Many questions at the meetings came from students, though faculty and staff also spoke. Common concerns included the DACA repeal and the student resolution to divest university funds from firms that extract fossil fuels.

On DACA, Dr. LeBlanc said, the higher education community is in consensus. Universities and professional education associations have almost unanimously spoken against a repeal and in support of their undocumented students and community members. GW has offered and will continue to offer resources to affected students, including pro bono representation if necessary from GW’s Immigration Law Clinic.

Divestment, Dr. LeBlanc said, is a more complex problem than it might appear. “In general, divestment resolutions are very difficult to implement,” he said. An outside firm handles GW’s investment portfolio and detangling the web of investments from companies that profit—often indirectly—from fossil fuels can be a complex and costly process.

“I always say that I’m happy to listen to students, but I don’t always agree with them,” Dr. LeBlanc said.  On this issue, he said, he would need more time and more information to make a definite statement.

On a lighter note, one questioner asked how Dr. LeBlanc pronounces his last name. To the surprise of some audience members, it is with a nearly silent final letter: not “LeBlanck,” but something closer to “LeBlanh,” a remnant of the family’s Quebecois French origins.

Dr. LeBlanc said the name was common where he grew up. His father has 96 first cousins, all LeBlancs with the soft-c pronunciation. “It’s a very productive family tree,” he said. “Where I come from, everybody knew how to pronounce it, so it never occurred to me that people might not know.”

On Friday, a sophomore double majoring in computer science and political science asked Dr.

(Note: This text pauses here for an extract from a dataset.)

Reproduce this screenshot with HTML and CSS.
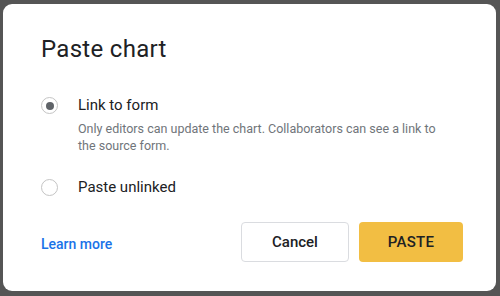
FILE: index.html
```html
<!DOCTYPE html>
<html>
<head>
<meta charset="utf-8">
<link rel="stylesheet" href="styles.css">
</head>
<body>
<div class="dialog">
  <h1 class="title">Paste chart</h1>
  <div class="options">
    <div class="option">
      <span class="radio checked"></span>
      <div class="option-text">
        <div class="label">Link to form</div>
        <div class="desc">Only editors can update the chart. Collaborators can see a link to the source form.</div>
      </div>
    </div>
    <div class="option second">
      <span class="radio"></span>
      <div class="option-text">
        <div class="label">Paste unlinked</div>
      </div>
    </div>
  </div>
  <div class="footer">
    <a class="learn">Learn more</a>
    <div class="buttons">
      <button class="btn cancel">Cancel</button>
      <button class="btn paste">PASTE</button>
    </div>
  </div>
</div>
</body>
</html>
```
FILE: styles.css
```css
html, body {
  margin: 0;
  padding: 0;
  background: #555555;
}
body {
  width: 500px;
  height: 296px;
  overflow: hidden;
  padding: 4px 4px 5px 3px;
  box-sizing: border-box;
  font-family: Roboto, "Liberation Sans", Arial, sans-serif;
}
.dialog {
  width: 493px;
  height: 287px;
  background: #ffffff;
  border-radius: 9px;
  box-sizing: border-box;
  padding: 30px 33px 0 38px;
  display: flex;
  flex-direction: column;
}
.title {
  margin: 0;
  font-size: 24px;
  line-height: 30px;
  font-weight: 400;
  color: #202124;
  letter-spacing: 0.3px;
}
.options {
  margin-top: 33px;
  display: flex;
  flex-direction: column;
}
.option {
  display: flex;
  align-items: flex-start;
  gap: 20px;
}
.option.second {
  margin-top: 25px;
}
.radio {
  width: 17px;
  height: 17px;
  box-sizing: border-box;
  border: 1.5px solid #c4c4c4;
  border-radius: 50%;
  display: flex;
  align-items: center;
  justify-content: center;
  flex: none;
}
.radio.checked::after {
  content: "";
  width: 8px;
  height: 8px;
  border-radius: 50%;
  background: #5f6368;
}
.label {
  font-size: 15px;
  line-height: 17px;
  color: #202124;
}
.desc {
  margin-top: 6px;
  font-size: 12.5px;
  line-height: 17px;
  color: #70757a;
  width: 370px;
}
.footer {
  margin-top: auto;
  margin-bottom: 29px;
  display: flex;
  align-items: center;
  justify-content: space-between;
}
.learn {
  font-size: 14px;
  font-weight: 500;
  color: #1a73e8;
  margin-top: 4px;
}
.buttons {
  display: flex;
  gap: 10px;
}
.btn {
  height: 40px;
  border-radius: 4px;
  font-family: Roboto, "Liberation Sans", Arial, sans-serif;
  font-size: 15px;
  font-weight: 500;
  color: #202124;
  padding: 0;
}
.cancel {
  width: 108px;
  background: #ffffff;
  border: 1px solid #dadce0;
}
.paste {
  width: 104px;
  background: #f2be43;
  border: none;
  letter-spacing: 0.3px;
}
```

LeBlanc what he is doing to encourage students to explore various academic disciplines that don’t necessarily overlap.

Dr. LeBlanc said he wants to make it easier for students to complete double major study programs by eliminating unnecessary barriers that require an exorbitant number of credit hours and challenging guidelines.

“I believe that a lot of students come to college today with very broad intellectual interests, and we’re seeing that more and more students are not pigeonholed in a traditional discipline,” he said. “There are some really interesting career opportunities and really interesting intellectual opportunities in bringing together things that are not just interdisciplinary but far ends of the spectrum.”

Following the Friday Q & A session, which was streamed live on Facebook, Dr. LeBlanc was surprised on stage by mascot George and several cheerleaders, who presented Dr. LeBlanc with a cake for his birthday.

The president will hold additional town halls on the Mount Vernon Campus at 7 p.m. on Thursday, Oct. 5 and on the Virginia Science and Technology Campus on Wednesday, Oct. 11.